The Space Complexity of Consensus from Swap

Nearly thirty years ago, it was shown that $\Omega(\sqrt{n})$ registers are needed to solve obstruction-free consensus among $n$ processes. This lower bound was improved to $n$ registers in 2018, which exactly matches the best upper bound. The $\Omega(\sqrt{n})$ space complexity lower bound actually applies to a class of objects called historyless objects, which includes registers, test-and-set objects, and readable swap objects. However, every known $n$-process obstruction-free consensus algorithm from historyless objects uses $\Omega (n)$ objects. We give the first $\Omega (n)$ space complexity lower bounds on consensus algorithms for two kinds of historyless objects. First, we show that any obstruction-free consensus algorithm from swap objects uses at least $n-1$ objects. More generally, we prove that any obstruction-free $k$-set agreement algorithm from swap objects uses at least $\lceil \frac{n}{k}\rceil - 1$ objects.
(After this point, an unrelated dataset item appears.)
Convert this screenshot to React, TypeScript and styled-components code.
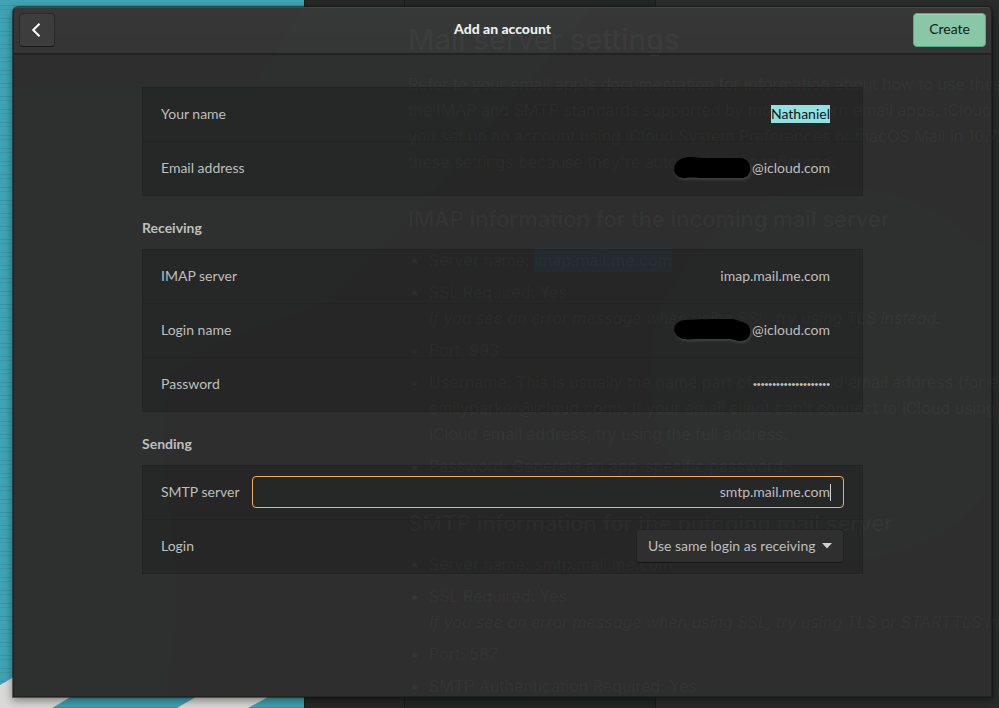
import React from "react";
import styled, { createGlobalStyle } from "styled-components";

const GlobalStyle = createGlobalStyle`
  *, *::before, *::after { box-sizing: border-box; }
  body {
    margin: 0;
    background: #272727;
    font-family: Lato, "Liberation Sans", sans-serif;
    font-size: 14px;
    line-height: 18px;
    color: #bdbfbd;
  }
  button, input, select { font: inherit; color: inherit; }
`;

/* Every layer of the desktop shares the one grid cell. */
const Desktop = styled.main`
  display: grid;
  grid-template: minmax(100vh, auto) / minmax(0, 1fr);
  overflow: hidden;
  > * { grid-area: 1 / 1; min-width: 0; isolation: isolate; }
`;

const Backdrop = styled.div`
  display: grid;
  grid-template-columns: 304px 100px 251px minmax(0, 1fr);
`;

const Wallpaper = styled.div`
  display: flex;
  align-items: flex-end;
  background:
    repeating-linear-gradient(180deg, transparent 0 5px, rgba(20, 70, 80, 0.16) 5px 6px, transparent 6px 9px, rgba(20, 70, 80, 0.1) 9px 10px, transparent 10px 13px),
    #40a3b3;
  svg { display: block; }
`;

const Pane = styled.div<{ $tone: string }>`
  background: ${(p) => p.$tone};
  border-left: 1px solid #1c1c1c;
`;

const dialogBox = `
  margin: 7px 7px 11px 13px;
  border-radius: 5px 5px 0 0;
`;

const Surface = styled.div`
  ${dialogBox}
  position: relative;
  overflow: hidden;
  background: radial-gradient(ellipse 192px 186px at 828px 367px, #2e302f 99%, transparent 100%), #2e2e2e;
  &::before {
    content: "";
    position: absolute;
    inset: 0;
    background: #2e302f;
    clip-path: polygon(0 80px, 240px 80px, 290px 0, 580px 0, 418px 188px, 310px 296px, 200px 338px, 156px 370px, 150px 430px, 164px 580px, 156px 100%, 0 100%);
  }
`;

const Shadow = styled.div`
  ${dialogBox}
  box-shadow: 0 0 0 1px rgba(20, 20, 20, 0.55), 0 3px 9px 1px rgba(0, 0, 0, 0.4);
`;

const Page = styled.article`
  height: 0;
  min-height: 100%;
  overflow: hidden;
  padding: 20px 0 0 408px;
  font: 400 16px/26px Inter, sans-serif;
  color: rgba(255, 255, 255, 0.045);
  white-space: nowrap;
  h1 { margin: 0 0 11px; font-size: 29px; line-height: 40px; font-weight: 500; }
  h2 { margin: 28px 0 12px; font-size: 22px; line-height: 32px; font-weight: 500; }
  p { margin: 0; }
  ul { margin: 0; padding: 0 0 0 21px; display: grid; gap: 6px; }
  mark { padding: 2px 0; color: inherit; background: rgba(40, 90, 160, 0.12); }
  a { color: rgba(70, 130, 200, 0.11); text-decoration: none; }
`;

const Dialog = styled.form`
  ${dialogBox}
  display: flex;
  flex-direction: column;
  overflow: hidden;
  border: 1px solid #222323;
  border-top-color: #464746;
`;

const HeaderBar = styled.header`
  display: grid;
  grid-template-columns: 1fr auto 1fr;
  align-items: center;
  padding: 5px 5px 6px;
  height: 47px;
  background: linear-gradient(rgba(255, 255, 255, 0.045), rgba(255, 255, 255, 0.03));
  border-bottom: 2px solid #212222;
`;

const Title = styled.h1`
  margin: 0;
  padding-bottom: 2px;
  font-size: 14px;
  line-height: 18px;
  font-weight: 900;
  color: #eceeec;
`;

const BackButton = styled.button`
  display: grid;
  place-items: center;
  width: 36px;
  height: 34px;
  padding: 0;
  color: #fff;
  background: #3c3d3c;
  border: 1px solid #292929;
  border-bottom-color: #171717;
  border-radius: 4px;
`;

const CreateButton = styled.button`
  justify-self: end;
  height: 34px;
  padding: 0 15px 2px;
  color: #101c16;
  background: #89c7a8;
  border: 1px solid #4fae83;
  border-radius: 4px;
  box-shadow: inset 0 1px rgba(255, 255, 255, 0.18);
`;

const Content = styled.div`
  width: 100%;
  max-width: 721px;
  margin: 32px auto;
`;

const GroupTitle = styled.h2`
  margin: 23px 0 12px;
  font-size: 14px;
  line-height: 18px;
  font-weight: 700;
`;

const Group = styled.section`
  background: rgba(0, 0, 0, 0.17);
  border: 1px solid #222323;
`;

const Row = styled.div`
  display: flex;
  align-items: center;
  justify-content: space-between;
  gap: 12px;
  height: 54px;
  padding: 0 18px 1px;
  & + & { border-top: 1px solid #222323; }
  &:first-child { height: 53px; }
`;

const Value = styled.div`
  display: flex;
  align-items: center;
  padding-right: 14px;
`;

const TextInput = styled.input<{ $selected?: boolean }>`
  field-sizing: content;
  height: 18px;
  padding: 0;
  border: 0;
  outline: 0;
  text-align: right;
  color: ${(p) => (p.$selected ? "#0b1a1b" : "inherit")};
  background: ${(p) => (p.$selected ? "#92e0e1" : "transparent")};
`;

const PasswordInput = styled(TextInput)`
  font: 400 11px/18px "Liberation Sans", sans-serif;
`;

const FocusedField = styled.div`
  flex: 1;
  min-width: 0;
  display: flex;
  align-items: center;
  height: 32px;
  padding: 0 12px;
  background: #262727;
  border: 1px solid #f4ae5f;
  border-radius: 4px;
  ${TextInput} { flex: 1; min-width: 0; caret-color: transparent; }
`;

const Caret = styled.span`
  width: 1px;
  height: 17px;
  background: #d0d2d0;
`;

const SelectBox = styled.div`
  display: grid;
  align-items: center;
  > * { grid-area: 1 / 1; }
  svg { justify-self: end; margin-right: 12px; pointer-events: none; }
`;

const Select = styled.select`
  appearance: none;
  width: 208px;
  height: 34px;
  padding: 0 24px 0 11px;
  background: #2e2f2e;
  border: 1px solid #222323;
  border-bottom-color: #161616;
  border-radius: 4px;
`;

const Blot = styled.svg`
  display: block;
  overflow: visible;
  margin-right: 2px;
  filter: drop-shadow(1px 2px 1px rgba(90, 90, 90, 0.5));
`;

const blots = {
  email: "M10 1C17 -1 22 1 30 1H67C79 2 80 21 67 21H30C22 21 17 20 12 21C-3 23 -4 4 10 1Z",
  login: "M10 1C25 0 40 0 58 0C63 0 65 3 69 3C80 6 78 22 67 22C61 22 60 20 54 20H22C18 20 15 21 10 20C-3 18 -3 3 10 1Z",
};

const Redaction = ({ shape }: { shape: keyof typeof blots }) => (
  <Blot width="76" height="22" viewBox="0 0 76 22" aria-hidden="true">
    <path d={blots[shape]} fill="#000" />
  </Blot>
);

type FieldProps = { id: string; label: string; children: React.ReactNode };
const Field = ({ id, label, children }: FieldProps) => (
  <Row>
    <label htmlFor={id}>{label}</label>
    {children}
  </Row>
);

const SettingsPage = () => (
  <Page aria-hidden="true">
    <h1>Mail server settings</h1>
    <p>
      Refer to your email app's documentation for information about how to use these settings<br />
      the IMAP and SMTP standards supported by most modern email apps. iCloud<br />
      you set up an account using iCloud System Preferences or macOS Mail in 10.7.4<br />
      these settings because they're automatically configured.
    </p>
    <h2>IMAP information for the incoming mail server</h2>
    <ul>
      <li>Server name: <mark>imap.mail.me.com</mark></li>
      <li>SSL Required: Yes<br /><i>If you see an error message when using SSL, try using TLS instead.</i></li>
      <li>Port: 993</li>
      <li>
        Username: This is usually the name part of your iCloud email address (for example,<br />
        emilyparker@icloud.com). If your email client can't connect to iCloud using<br />
        iCloud email address, try using the full address.
      </li>
      <li>Password: <a href="#password" tabIndex={-1}>Generate an app-specific password.</a></li>
    </ul>
    <h2>SMTP information for the outgoing mail server</h2>
    <ul>
      <li>Server name: smtp.mail.me.com</li>
      <li>SSL Required: Yes<br /><i>If you see an error message when using SSL, try using TLS or STARTTLS instead.</i></li>
      <li>Port: 587</li>
      <li>SMTP Authentication Required: Yes</li>
    </ul>
  </Page>
);

export default function App() {
  return (
    <>
      <GlobalStyle />
      <Desktop>
        <Backdrop>
          <Wallpaper>
            <svg width="304" height="31" viewBox="0 0 304 31" aria-hidden="true">
              <path d="M0 8L14 0H104L52 31H0ZM230 0H304L248 31H177Z" fill="#d9d9d8" />
            </svg>
          </Wallpaper>
          <Pane $tone="#272727" />
          <Pane $tone="#242525" />
          <Pane $tone="#2a2b2b" />
        </Backdrop>
        <Shadow />
        <Surface />
        <SettingsPage />
        <Dialog onSubmit={(e) => e.preventDefault()}>
          <HeaderBar>
            <BackButton type="button" aria-label="Back">
              <svg width="16" height="16" viewBox="0 0 16 16" fill="none" stroke="currentColor" strokeWidth="2">
                <path d="M10.5 1.7L4.2 8L10.5 14.3" />
              </svg>
            </BackButton>
            <Title>Add an account</Title>
            <CreateButton type="submit">Create</CreateButton>
          </HeaderBar>
          <Content>
            <Group>
              <Field id="name" label="Your name">
                <Value><TextInput id="name" $selected defaultValue="Nathaniel" /></Value>
              </Field>
              <Field id="email" label="Email address">
                <Value><Redaction shape="email" /><TextInput id="email" defaultValue="@icloud.com" /></Value>
              </Field>
            </Group>
            <GroupTitle>Receiving</GroupTitle>
            <Group>
              <Field id="imap" label="IMAP server">
                <Value><TextInput id="imap" defaultValue="imap.mail.me.com" /></Value>
              </Field>
              <Field id="login-name" label="Login name">
                <Value><Redaction shape="login" /><TextInput id="login-name" defaultValue="@icloud.com" /></Value>
              </Field>
              <Field id="password" label="Password">
                <Value><PasswordInput id="password" type="password" defaultValue="xxxxxxxxxxxxxxxxxxxx" /></Value>
              </Field>
            </Group>
            <GroupTitle>Sending</GroupTitle>
            <Group>
              <Field id="smtp" label="SMTP server">
                <FocusedField><TextInput id="smtp" defaultValue="smtp.mail.me.com" /><Caret /></FocusedField>
              </Field>
              <Field id="login" label="Login">
                <SelectBox>
                  <Select id="login"><option>Use same login as receiving</option></Select>
                  <svg width="10" height="6" viewBox="0 0 10 6" aria-hidden="true"><path d="M0 0H10L5 5.5Z" fill="#cfd1cf" /></svg>
                </SelectBox>
              </Field>
            </Group>
          </Content>
        </Dialog>
      </Desktop>
    </>
  );
}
This is the first non-constant lower bound on the space complexity of solving $k$-set agreement with swap objects when $k > 1$. We also present an obstruction-free $k$-set agreement algorithm from $n-k$ swap objects, exactly matching our lower bound when $k=1$. Second, we show that any obstruction-free binary consensus algorithm from readable swap objects with domain size $b$ uses at least $\frac{n-2}{3b+1}$ objects. Since any historyless object can be simulated by a readable swap object with the same domain, our results imply that any obstruction-free consensus algorithm from historyless objects with domain size $b$ uses at least $\frac{n-2}{3b+1}$ objects. For $b = 2$, we show a slightly better lower bound of $n-2$. The best known obstruction-free binary consensus algorithm from readable swap objects with domain size $2$ uses $2n-1$ objects, asymptotically matching our lower bound.